A week after Lamar White broke the story of Rep. Steve Scalise's 2002 speech before a white supremacist group, the fallout is still going strong as Scalise faces withering criticism, including from conservative outlets.
On December 28, White broke the news that Scalise spoke to the European-American Unity and Rights Organization (EUARO) in 2002. Scalise, who represents Louisiana's 1st District and holds a leadership position as the House majority whip, has since apologized for the appearance, claiming he was unaware of the group's racist background. While Scalise has been heavily criticized, Republican Party leadership has so far not called on him to give up his position as majority whip.
“It is fascinating,” White, who has edited CenLamar.com since 2006, told Media Matters in an interview. “It has highlighted this major fraction between the Tea Party wing of the Republican Party and the more sensible wing of the party, or mainstream wing.”
Criticism of Scalise has been widespread, even from normally conservative editorial pages such as the Boston Herald and Chicago Tribune, which have both called for Scalise to give up his leadership post.
“By playing footsie with this group, Scalise has disqualified himself from a position of leadership in a party that needs to do a better job of understanding and addressing the suspicions it arouses among many minority Americans,” the Tribune editorial board wrote.
USA Today also urged Scalise to step down.
Other newspaper editorial boards, such as the Sacramento Bee and Scalise's hometown Times-Picayune of New Orleans, have stopped short of calling for Scalise to give up his leadership position, but offered harsh rebukes of his actions.
“U.S. Rep. Steve Scalise never should have agreed in 2002 to speak at a conference organized by a hate group founded by former Ku Klux Klan leader David Duke. It was a grievous error in judgment,” the Times-Picayune opined, later adding, “his credibility has suffered with Louisianians who find David Duke and his anti-black, anti-Jewish, anti-gay beliefs abhorrent. He will have to work diligently to repair it.”
Bill O'Reilly raised the issue on his Fox News program Monday night, interviewing EUARO leader David Duke about the issue and stating, “don't sit here and tell me that you're not trying to promote the cause of the white people, because you are.”
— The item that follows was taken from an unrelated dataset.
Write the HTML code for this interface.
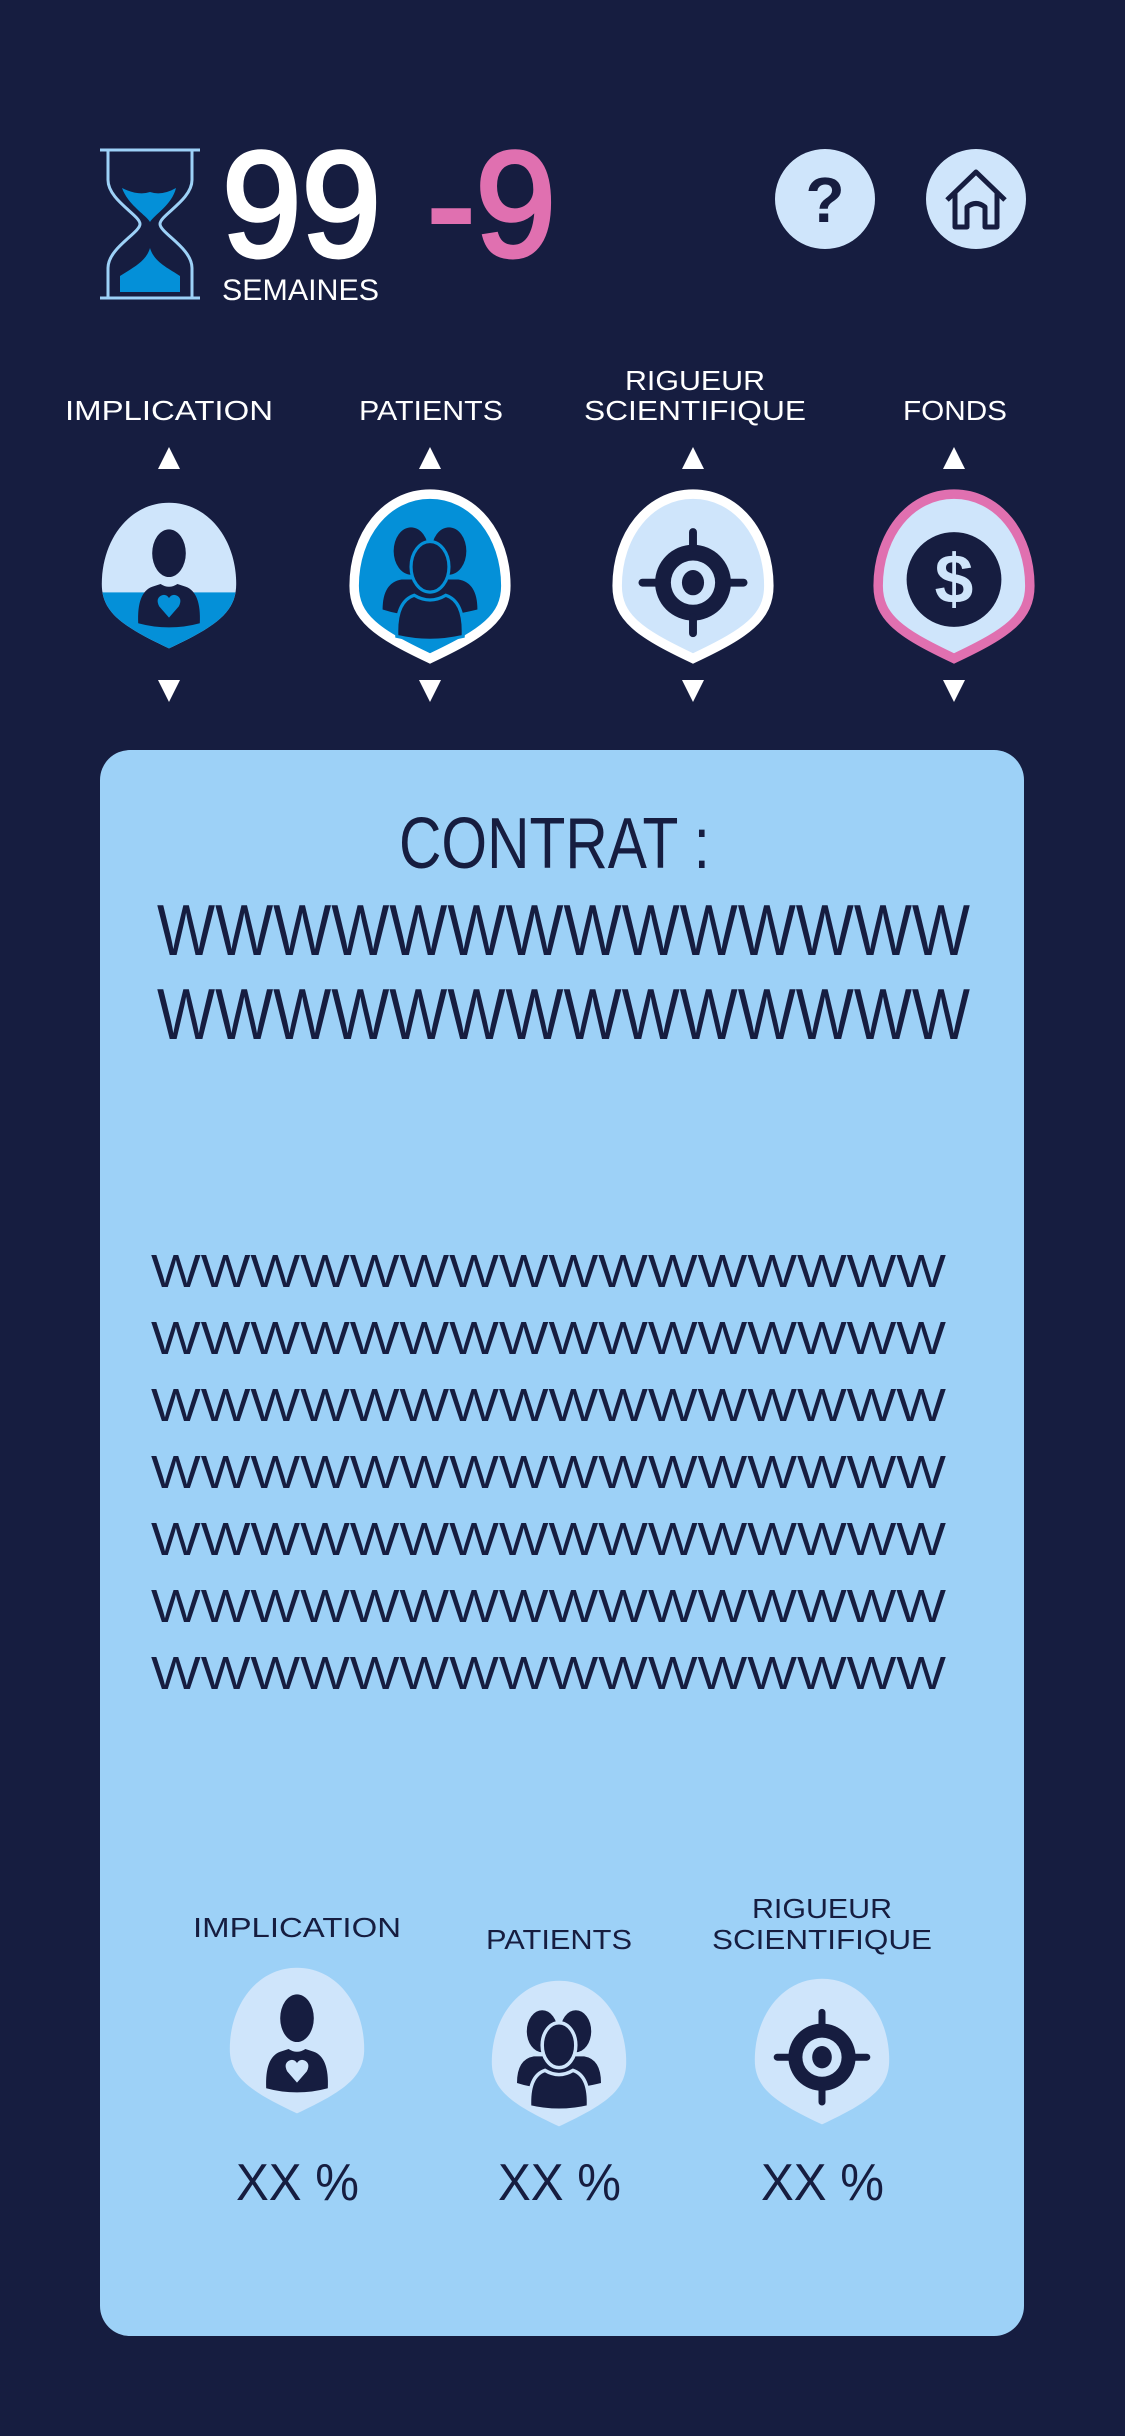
<!DOCTYPE html>
<html><head><meta charset="utf-8"><style>
html,body{margin:0;padding:0;background:#161d40;width:1125px;height:2436px;overflow:hidden}
svg{display:block}
text{font-family:"Liberation Sans",sans-serif}
</style></head><body>
<svg width="1125" height="2436" viewBox="0 0 1125 2436" xmlns="http://www.w3.org/2000/svg">
<defs>
<path id="pin" d="M50 2 C78 2 98 28 98 60 C98 80 84 90 50 106 C16 90 2 80 2 60 C2 28 22 2 50 2Z"/>
<clipPath id="pc"><use href="#pin"/></clipPath>
<g id="person">
<ellipse cx="50" cy="38" rx="12" ry="17" fill="#161d40"/>
<path d="M28 88 Q27 66 38 62 L44 60 Q50 64 56 60 L62 62 Q73 66 72 88 Q50 94 28 88Z" fill="#161d40"/>
</g>
<g id="target">
<circle cx="50" cy="58" r="24" fill="#161d40"/>
<circle cx="50" cy="58" r="14" fill="#cfe5fb"/>
<ellipse cx="50" cy="58" rx="7" ry="8" fill="#161d40"/>
<path d="M50 26V36M50 80V90M18 58H28M72 58H82" stroke="#161d40" stroke-width="5" stroke-linecap="round"/>
</g>
<g id="group">
<ellipse cx="38" cy="38" rx="11" ry="15" fill="#161d40"/>
<ellipse cx="62" cy="38" rx="11" ry="15" fill="#161d40"/>
<path d="M20 75 Q20 58 32 56 L68 56 Q80 58 80 75 Q60 80 50 78 Q35 80 20 75Z" fill="#161d40"/>
<ellipse cx="50" cy="48" rx="12" ry="16" fill="#161d40" stroke="#cfe5fb" stroke-width="2.5"/>
<path d="M29 92 Q28 70 40 66 Q50 72 60 66 Q72 70 71 92 Q50 97 29 92Z" fill="#161d40" stroke="#cfe5fb" stroke-width="2.5"/>
</g>
</defs>

<g fill="none" stroke="#9dd1f7" stroke-width="3">
<path d="M100 150H200M100 298H200"/>
<path d="M108 150V180 C108 200 140 215 140 224 C140 233 108 248 108 268V298"/>
<path d="M192 150V180 C192 200 160 215 160 224 C160 233 192 248 192 268V298"/>
</g>
<path d="M122 188 Q138 196 150 192 Q162 196 176 188 C172 205 154 215 150 222 C146 215 128 205 122 188Z" fill="#0490d8"/>
<path d="M150 248 C154 262 168 268 180 276 V292 H120 V276 C132 268 146 262 150 248Z" fill="#0490d8"/>

<text x="222" y="256" font-size="150" fill="#fff" stroke="#fff" stroke-width="4" textLength="159" lengthAdjust="spacingAndGlyphs">99</text>
<text x="427" y="256" font-size="150" fill="#e070b0" stroke="#e070b0" stroke-width="4" textLength="129" lengthAdjust="spacingAndGlyphs">-9</text>
<text x="222" y="300" font-size="30" fill="#fff" textLength="157" lengthAdjust="spacingAndGlyphs">SEMAINES</text>

<circle cx="825" cy="199" r="50" fill="#cfe5fb"/>
<text x="825" y="222" font-size="64" font-weight="bold" fill="#161d40" text-anchor="middle">?</text>
<circle cx="976" cy="199" r="50" fill="#cfe5fb"/>
<path d="M947 200 L976 172 L1005 200 M955 193 V227 H967 V207 Q976 200 985 207 V227 H997 V193" fill="none" stroke="#161d40" stroke-width="5" stroke-linejoin="round"/>

<g fill="#fff" font-size="28">
<text x="65" y="420" textLength="208" lengthAdjust="spacingAndGlyphs">IMPLICATION</text>
<text x="359" y="420" textLength="144" lengthAdjust="spacingAndGlyphs">PATIENTS</text>
<text x="625" y="390" textLength="140" lengthAdjust="spacingAndGlyphs">RIGUEUR</text>
<text x="584" y="420" textLength="222" lengthAdjust="spacingAndGlyphs">SCIENTIFIQUE</text>
<text x="903" y="420" textLength="104" lengthAdjust="spacingAndGlyphs">FONDS</text>
</g>
<g fill="#fff">
<path d="M158 469L169 447L180 469Z M419 469L430 447L441 469Z M682 469L693 447L704 469Z M943 469L954 447L965 469Z"/>
<path d="M158 680L169 702L180 680Z M419 680L430 702L441 680Z M682 680L693 702L704 680Z M943 680L954 702L965 680Z"/>
</g>

<g transform="translate(99,500) scale(1.4)">
<use href="#pin" fill="#cfe5fb"/>
<rect x="0" y="66" width="100" height="50" fill="#0490d8" clip-path="url(#pc)"/>
<use href="#person"/>
<path d="M50 84 L43 76 Q40 70 45 68 Q48 67 50 70 Q52 67 55 68 Q60 70 57 76Z" fill="#0490d8"/>
</g>
<g transform="translate(351,491) scale(1.58)">
<use href="#pin" fill="#0490d8" stroke="#fff" stroke-width="6"/>
<ellipse cx="38" cy="38" rx="11" ry="15" fill="#161d40"/>
<ellipse cx="62" cy="38" rx="11" ry="15" fill="#161d40"/>
<path d="M20 75 Q20 58 32 56 L68 56 Q80 58 80 75 Q60 80 50 78 Q35 80 20 75Z" fill="#161d40"/>
<ellipse cx="50" cy="48" rx="12" ry="16" fill="#161d40" stroke="#0490d8" stroke-width="2"/>
<path d="M29 92 Q28 70 40 66 Q50 72 60 66 Q72 70 71 92 Q50 97 29 92Z" fill="#161d40" stroke="#0490d8" stroke-width="2"/>
</g>
<g transform="translate(614,491) scale(1.58)">
<use href="#pin" fill="#cfe5fb" stroke="#fff" stroke-width="6"/>
<use href="#target"/>
</g>
<g transform="translate(875,491) scale(1.58)">
<use href="#pin" fill="#cfe5fb" stroke="#e070b0" stroke-width="6"/>
<circle cx="50" cy="56" r="30" fill="#161d40"/>
<text x="50" y="71" font-size="44" font-weight="bold" fill="#cfe5fb" text-anchor="middle">$</text>
</g>

<rect x="100" y="750" width="924" height="1586" rx="30" fill="#9dd1f7"/>
<g fill="#161d40">
<text x="399" y="868" font-size="72" textLength="311" lengthAdjust="spacingAndGlyphs">CONTRAT :</text>
<text x="157" y="955" font-size="72" textLength="813" lengthAdjust="spacingAndGlyphs">WWWWWWWWWWWWWW</text>
<text x="157" y="1039" font-size="72" textLength="813" lengthAdjust="spacingAndGlyphs">WWWWWWWWWWWWWW</text>
<g font-size="46">
<text x="151" y="1287" textLength="795" lengthAdjust="spacingAndGlyphs">WWWWWWWWWWWWWWWW</text>
<text x="151" y="1354" textLength="795" lengthAdjust="spacingAndGlyphs">WWWWWWWWWWWWWWWW</text>
<text x="151" y="1421" textLength="795" lengthAdjust="spacingAndGlyphs">WWWWWWWWWWWWWWWW</text>
<text x="151" y="1488" textLength="795" lengthAdjust="spacingAndGlyphs">WWWWWWWWWWWWWWWW</text>
<text x="151" y="1555" textLength="795" lengthAdjust="spacingAndGlyphs">WWWWWWWWWWWWWWWW</text>
<text x="151" y="1622" textLength="795" lengthAdjust="spacingAndGlyphs">WWWWWWWWWWWWWWWW</text>
<text x="151" y="1689" textLength="795" lengthAdjust="spacingAndGlyphs">WWWWWWWWWWWWWWWW</text>
</g>
<g font-size="28">
<text x="193" y="1937" textLength="208" lengthAdjust="spacingAndGlyphs">IMPLICATION</text>
<text x="486" y="1949" textLength="146" lengthAdjust="spacingAndGlyphs">PATIENTS</text>
<text x="752" y="1918" textLength="140" lengthAdjust="spacingAndGlyphs">RIGUEUR</text>
<text x="712" y="1949" textLength="220" lengthAdjust="spacingAndGlyphs">SCIENTIFIQUE</text>
</g>
<g font-size="52">
<text x="236" y="2200" textLength="123" lengthAdjust="spacingAndGlyphs">XX %</text>
<text x="498" y="2200" textLength="123" lengthAdjust="spacingAndGlyphs">XX %</text>
<text x="761" y="2200" textLength="123" lengthAdjust="spacingAndGlyphs">XX %</text>
</g>
</g>
<g transform="translate(227,1965) scale(1.4)">
<use href="#pin" fill="#cfe5fb"/>
<use href="#person"/>
<path d="M50 84 L43 76 Q40 70 45 68 Q48 67 50 70 Q52 67 55 68 Q60 70 57 76Z" fill="#cfe5fb"/>
</g>
<g transform="translate(489,1978) scale(1.4)">
<use href="#pin" fill="#cfe5fb"/>
<use href="#group"/>
</g>
<g transform="translate(752,1976) scale(1.4)">
<use href="#pin" fill="#cfe5fb"/>
<use href="#target"/>
</g>
</svg>
</body></html>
White, who has been involved in Louisiana news and politics for years, said the key element for coverage is Scalise's leadership position.
“I knew it was a bombshell,” said White. “But I know that the fact that Steve Scalise being the House majority whip would create a lot of attention. I guess that if the story had just been about Steve Scalise, congressman from the first district of Louisiana and did not include the House majority whip, I don't think anyone would have cared.”
He also said that the fact that mainstream media had picked up the story from his independent website is a good sign for the power of such news outlets.
“It was reassuring to me that this story became national and became international. It just demonstrates that America has very little patience for any politician that would associate with white nationalists and would speak in front of their conference,” he said. “What I was really blown away by was the respect the mainstream media afforded me ... I thought that was really, for me as an independent journalist, it was really reassuring.”
Asked about reaction to his scoop, White added, “I'm glad about the coverage it's gotten. I don't write anything to try destroy anybody, this was not about trying to take someone down, no one coordinated with me, I didn't get paid for it, I got a tip to Google something and I did ... I'm happy that people know about it nationally and internationally. What I'm most pleased by is that people are legitimately nowadays not patient over a politician, a congressman, who is 36 years old at the time and an elected state representative, he should have known better and he did know better.”